Task requirements:
Return each line containing the string "index".

◇ ◇ ◇ ◇ ◇

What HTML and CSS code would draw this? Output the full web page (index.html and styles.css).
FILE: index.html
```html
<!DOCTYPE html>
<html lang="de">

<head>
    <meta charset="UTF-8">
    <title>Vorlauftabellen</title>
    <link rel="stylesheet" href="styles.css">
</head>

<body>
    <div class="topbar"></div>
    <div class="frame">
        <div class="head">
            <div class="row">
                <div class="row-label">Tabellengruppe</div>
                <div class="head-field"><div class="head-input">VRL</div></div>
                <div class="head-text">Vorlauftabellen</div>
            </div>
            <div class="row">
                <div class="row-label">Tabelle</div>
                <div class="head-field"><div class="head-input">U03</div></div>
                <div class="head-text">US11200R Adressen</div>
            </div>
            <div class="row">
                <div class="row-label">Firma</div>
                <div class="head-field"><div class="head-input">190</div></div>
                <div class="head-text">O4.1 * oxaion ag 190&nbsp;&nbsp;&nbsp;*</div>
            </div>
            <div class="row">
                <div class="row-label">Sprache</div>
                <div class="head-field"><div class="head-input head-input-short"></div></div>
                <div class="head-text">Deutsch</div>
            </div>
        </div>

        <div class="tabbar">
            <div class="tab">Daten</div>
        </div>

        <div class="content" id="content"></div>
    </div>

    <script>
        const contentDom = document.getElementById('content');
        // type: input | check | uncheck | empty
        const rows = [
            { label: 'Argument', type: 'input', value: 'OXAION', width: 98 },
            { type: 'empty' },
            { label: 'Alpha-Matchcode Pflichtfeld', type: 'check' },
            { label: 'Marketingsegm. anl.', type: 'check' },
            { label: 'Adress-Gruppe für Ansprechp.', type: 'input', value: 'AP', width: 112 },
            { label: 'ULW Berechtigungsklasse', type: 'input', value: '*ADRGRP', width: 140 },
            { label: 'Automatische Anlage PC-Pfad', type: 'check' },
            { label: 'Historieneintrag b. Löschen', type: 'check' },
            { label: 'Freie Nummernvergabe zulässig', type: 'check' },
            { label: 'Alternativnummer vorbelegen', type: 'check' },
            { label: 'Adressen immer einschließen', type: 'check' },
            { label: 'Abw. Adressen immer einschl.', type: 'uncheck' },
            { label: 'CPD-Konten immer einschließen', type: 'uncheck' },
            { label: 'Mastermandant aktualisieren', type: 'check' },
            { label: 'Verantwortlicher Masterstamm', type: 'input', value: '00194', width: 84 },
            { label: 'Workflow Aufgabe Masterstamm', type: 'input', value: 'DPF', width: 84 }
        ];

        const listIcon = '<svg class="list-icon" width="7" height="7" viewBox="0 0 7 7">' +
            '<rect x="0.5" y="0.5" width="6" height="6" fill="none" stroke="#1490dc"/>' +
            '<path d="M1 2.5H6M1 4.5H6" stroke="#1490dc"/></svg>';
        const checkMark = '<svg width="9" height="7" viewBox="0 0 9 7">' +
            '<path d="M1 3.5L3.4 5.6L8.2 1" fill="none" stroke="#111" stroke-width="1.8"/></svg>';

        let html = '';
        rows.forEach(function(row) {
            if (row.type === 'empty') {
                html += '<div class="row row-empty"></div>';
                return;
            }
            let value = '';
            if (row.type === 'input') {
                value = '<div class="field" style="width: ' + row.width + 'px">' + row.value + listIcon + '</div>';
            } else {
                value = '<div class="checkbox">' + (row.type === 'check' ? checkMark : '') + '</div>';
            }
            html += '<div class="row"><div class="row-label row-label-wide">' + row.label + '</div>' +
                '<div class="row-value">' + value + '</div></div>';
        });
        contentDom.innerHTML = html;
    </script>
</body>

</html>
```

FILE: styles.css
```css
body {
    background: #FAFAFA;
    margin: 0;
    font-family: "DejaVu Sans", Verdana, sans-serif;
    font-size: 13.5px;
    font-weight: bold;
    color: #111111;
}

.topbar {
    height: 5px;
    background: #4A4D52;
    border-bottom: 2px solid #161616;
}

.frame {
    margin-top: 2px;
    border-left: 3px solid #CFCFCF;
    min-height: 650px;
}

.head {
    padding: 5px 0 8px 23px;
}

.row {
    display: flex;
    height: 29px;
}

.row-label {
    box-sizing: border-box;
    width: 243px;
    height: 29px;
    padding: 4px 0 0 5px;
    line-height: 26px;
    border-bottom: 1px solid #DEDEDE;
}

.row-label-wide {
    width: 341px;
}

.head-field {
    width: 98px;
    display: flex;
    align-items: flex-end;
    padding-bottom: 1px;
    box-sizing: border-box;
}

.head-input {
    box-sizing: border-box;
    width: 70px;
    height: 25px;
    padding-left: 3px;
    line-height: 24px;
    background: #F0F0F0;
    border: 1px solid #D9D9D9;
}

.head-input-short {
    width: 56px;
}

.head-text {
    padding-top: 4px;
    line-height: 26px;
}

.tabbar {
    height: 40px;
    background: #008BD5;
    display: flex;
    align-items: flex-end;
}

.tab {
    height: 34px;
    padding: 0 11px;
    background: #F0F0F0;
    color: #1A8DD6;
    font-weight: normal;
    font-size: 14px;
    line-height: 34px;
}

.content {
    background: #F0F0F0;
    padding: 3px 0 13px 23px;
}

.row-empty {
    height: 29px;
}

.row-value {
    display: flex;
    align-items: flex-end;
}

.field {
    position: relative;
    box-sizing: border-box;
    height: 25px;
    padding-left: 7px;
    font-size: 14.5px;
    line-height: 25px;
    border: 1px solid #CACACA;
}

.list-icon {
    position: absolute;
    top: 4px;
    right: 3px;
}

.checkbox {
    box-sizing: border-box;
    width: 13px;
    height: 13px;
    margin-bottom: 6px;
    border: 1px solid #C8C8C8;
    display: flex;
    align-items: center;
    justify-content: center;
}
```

◇ ◇ ◇ ◇ ◇

Correct output:
What HTML and CSS code would draw this? Output the full web page (index.html and styles.css).
FILE: index.html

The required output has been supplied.